Whether it’s a bungalow, a maisonette or an apartment, everyone needs a place they can call their own. However, Britam reports that Kenya’s property market can only provide 30,000 houses a year despite a demand for more than 200,000 units annually. What’s more, the number of people taking housing loans currently stands at a depressing 20,000, based on research from one of the county’s biggest real estate firms, Hass Consult.
With this in mind, those that couldn’t afford to take up a mortgage before now have the chance to apply for full funding courtesy of Britam’s Collateral Replacement Indemnity (CRI) package. But before you go jumping the gun, there are a number of things you should consider.
- Get the Money
The first thing potential home owners need is money. You need to know just how much capital is needed to bank-roll your project. On rare occasions, some people can purchase a housing unit in one lump sum. Kenyans prefer paying rent but those with a little bit of foresight will opt for a mortgage. With a steady income and a good credit rating, anyone can get a housing loan from any of the countries mortgage providers.

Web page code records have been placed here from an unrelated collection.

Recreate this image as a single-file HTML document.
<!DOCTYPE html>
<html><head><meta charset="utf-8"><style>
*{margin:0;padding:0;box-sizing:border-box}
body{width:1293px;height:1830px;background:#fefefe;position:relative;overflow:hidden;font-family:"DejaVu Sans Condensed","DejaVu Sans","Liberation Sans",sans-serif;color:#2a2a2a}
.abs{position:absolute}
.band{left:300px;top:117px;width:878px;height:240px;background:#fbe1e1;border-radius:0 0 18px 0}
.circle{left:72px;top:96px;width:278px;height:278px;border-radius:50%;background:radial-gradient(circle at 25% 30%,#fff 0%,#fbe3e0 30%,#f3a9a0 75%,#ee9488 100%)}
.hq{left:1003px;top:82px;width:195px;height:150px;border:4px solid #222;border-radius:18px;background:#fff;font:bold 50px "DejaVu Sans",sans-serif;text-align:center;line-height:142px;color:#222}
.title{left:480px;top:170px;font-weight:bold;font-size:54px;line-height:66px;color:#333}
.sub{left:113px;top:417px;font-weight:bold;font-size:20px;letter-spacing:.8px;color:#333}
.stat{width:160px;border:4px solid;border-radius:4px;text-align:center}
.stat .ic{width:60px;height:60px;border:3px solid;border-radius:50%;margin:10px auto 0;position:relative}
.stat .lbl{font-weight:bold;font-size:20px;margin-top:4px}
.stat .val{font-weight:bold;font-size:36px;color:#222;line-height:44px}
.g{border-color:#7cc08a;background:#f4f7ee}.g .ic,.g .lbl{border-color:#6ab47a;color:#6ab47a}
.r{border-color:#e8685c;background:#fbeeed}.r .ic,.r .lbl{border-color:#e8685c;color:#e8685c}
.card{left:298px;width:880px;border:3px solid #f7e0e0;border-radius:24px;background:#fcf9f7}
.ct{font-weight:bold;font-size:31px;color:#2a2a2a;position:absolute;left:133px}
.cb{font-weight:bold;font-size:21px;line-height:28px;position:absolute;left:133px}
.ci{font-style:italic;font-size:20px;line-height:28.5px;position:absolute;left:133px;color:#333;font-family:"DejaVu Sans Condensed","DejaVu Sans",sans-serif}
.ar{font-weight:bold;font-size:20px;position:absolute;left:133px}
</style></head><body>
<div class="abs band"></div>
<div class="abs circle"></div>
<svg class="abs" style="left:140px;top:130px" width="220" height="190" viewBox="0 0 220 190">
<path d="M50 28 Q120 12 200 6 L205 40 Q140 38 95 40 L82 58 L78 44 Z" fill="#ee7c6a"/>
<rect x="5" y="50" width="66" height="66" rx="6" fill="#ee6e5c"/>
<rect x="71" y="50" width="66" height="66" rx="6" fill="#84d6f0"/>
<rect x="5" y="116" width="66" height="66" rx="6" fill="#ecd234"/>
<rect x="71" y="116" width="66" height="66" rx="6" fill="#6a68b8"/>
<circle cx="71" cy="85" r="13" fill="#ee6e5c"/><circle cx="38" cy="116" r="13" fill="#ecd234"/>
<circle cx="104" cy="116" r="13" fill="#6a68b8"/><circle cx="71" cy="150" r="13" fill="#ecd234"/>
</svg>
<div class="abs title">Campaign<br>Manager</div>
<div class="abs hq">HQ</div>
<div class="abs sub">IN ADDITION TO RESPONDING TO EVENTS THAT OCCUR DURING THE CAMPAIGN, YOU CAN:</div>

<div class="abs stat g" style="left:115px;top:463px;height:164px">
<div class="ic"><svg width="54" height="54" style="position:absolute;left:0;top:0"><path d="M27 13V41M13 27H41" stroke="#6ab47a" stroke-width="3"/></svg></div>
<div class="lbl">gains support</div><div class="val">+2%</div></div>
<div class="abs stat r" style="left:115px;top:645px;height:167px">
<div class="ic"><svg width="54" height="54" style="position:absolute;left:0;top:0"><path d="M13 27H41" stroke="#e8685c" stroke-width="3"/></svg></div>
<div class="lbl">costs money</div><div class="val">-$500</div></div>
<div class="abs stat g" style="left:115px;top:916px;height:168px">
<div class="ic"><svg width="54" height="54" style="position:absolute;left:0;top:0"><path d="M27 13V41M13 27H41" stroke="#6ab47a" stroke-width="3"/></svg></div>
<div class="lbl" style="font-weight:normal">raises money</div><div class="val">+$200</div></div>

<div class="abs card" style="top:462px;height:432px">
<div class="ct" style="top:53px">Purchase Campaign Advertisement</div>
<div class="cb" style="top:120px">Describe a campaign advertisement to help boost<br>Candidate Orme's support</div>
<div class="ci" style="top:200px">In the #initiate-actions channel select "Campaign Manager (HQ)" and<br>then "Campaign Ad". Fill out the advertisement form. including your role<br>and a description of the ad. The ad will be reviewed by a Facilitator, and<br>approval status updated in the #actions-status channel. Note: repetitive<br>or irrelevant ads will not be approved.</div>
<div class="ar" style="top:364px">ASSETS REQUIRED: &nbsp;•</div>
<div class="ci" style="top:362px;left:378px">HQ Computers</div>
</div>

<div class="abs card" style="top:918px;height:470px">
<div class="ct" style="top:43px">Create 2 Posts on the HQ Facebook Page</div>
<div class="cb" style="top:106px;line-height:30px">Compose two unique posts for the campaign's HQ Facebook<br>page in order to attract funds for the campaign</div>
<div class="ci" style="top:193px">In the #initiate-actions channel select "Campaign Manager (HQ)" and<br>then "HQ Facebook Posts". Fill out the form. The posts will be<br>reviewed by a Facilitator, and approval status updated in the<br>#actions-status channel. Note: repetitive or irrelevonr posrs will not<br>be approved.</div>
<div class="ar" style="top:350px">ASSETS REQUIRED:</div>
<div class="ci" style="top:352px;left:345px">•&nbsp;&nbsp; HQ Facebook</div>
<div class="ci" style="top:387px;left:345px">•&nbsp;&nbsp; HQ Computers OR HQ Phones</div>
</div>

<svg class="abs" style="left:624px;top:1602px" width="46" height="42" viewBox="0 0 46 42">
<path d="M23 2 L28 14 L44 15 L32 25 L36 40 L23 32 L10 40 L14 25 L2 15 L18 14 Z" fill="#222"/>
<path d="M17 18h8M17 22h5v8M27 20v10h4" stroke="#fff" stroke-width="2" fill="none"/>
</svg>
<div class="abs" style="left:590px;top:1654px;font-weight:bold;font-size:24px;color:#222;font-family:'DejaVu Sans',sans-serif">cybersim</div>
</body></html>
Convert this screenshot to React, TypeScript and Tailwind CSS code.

- Choose the Type of Housing
Before you rush into buying a stone structure or a studio apartment, know that there are less expensive alternatives in the market. Assuming that you’ve already established a particular location, the next step would be to choose a specific housing model.
You can always choose from a variety of pre-fabricated units that could take only a few weeks to assemble. Another option would be to take a 40 foot crate and fit it with doors, makeshift walls and windows. An empty container costs about KES 170,000 but you can always negotiate for less. Some of the world’s most beautiful housing units were built from shipping crates so think outside the box.
You can also purchase earth-rammed houses or choose to build a chic bamboo structure. Ujenzi Bora, a local real estate developing firm, is currently designing such units that will cost between KES 1 million and KES 3 million once they hit the market.
- Hire a Professional
Different mortgage lenders have different rates. It therefore pays to have a real estate agent by your side to give you some concrete advice. I & M Bank may be the country’s cheapest mortgage lender with a current rate of 19%, but secondary housing loans go for as little as 14%. A real estate agent will be able to give you advice based on such market trends. On top of this, professional brokers have access to the latest deals within the housing sector.
- Weigh the Pros and Cons
Even after consulting with a real estate agent, the final decision is yours. Lump sum payments should not be made until the buyer is satisfied with what he has. On the other hand, mortgages are long term investment that could last up to 25 years.
No one wants to be stuck paying for a house after deciding that they don’t actually want to live in it. For such situations, the home-owner can lease it to a third party as long as they pay their mandatory land rate taxes.
If you choose to settle for a house in a remote location, be prepared for limited returns on property value. Areas set for development, however, will most likely yield higher returns. A house along Thika Road’s super highway will be worth more in the future than if it were located in West Pokot (if current development projects remain constant).
A housing unit in Donholm, for instance, will triple in value within a span of 10 years, according to data from Hass consult.
- Fill in the Paper-Work
Before you can actually say a house is yours, you need to fill in a set of documents. City Hall demands at least 6 basic requirements before either buying or building a house. If it’s a lump sum purchase, the seller already has most of the documents ready. If it’s a construction project, you need registration certificates from the architect and the structural engineer. You also need application forms from City Hall, the house blueprints and the latest land rates receipts. A real estate agent can procure most of these items with ease.
Given the recent boom in luxury and low-cost housing, potential home owners should note that market trends are seasonal. This means that a house from this day and age may not cost the same 5 or 10 years down the line.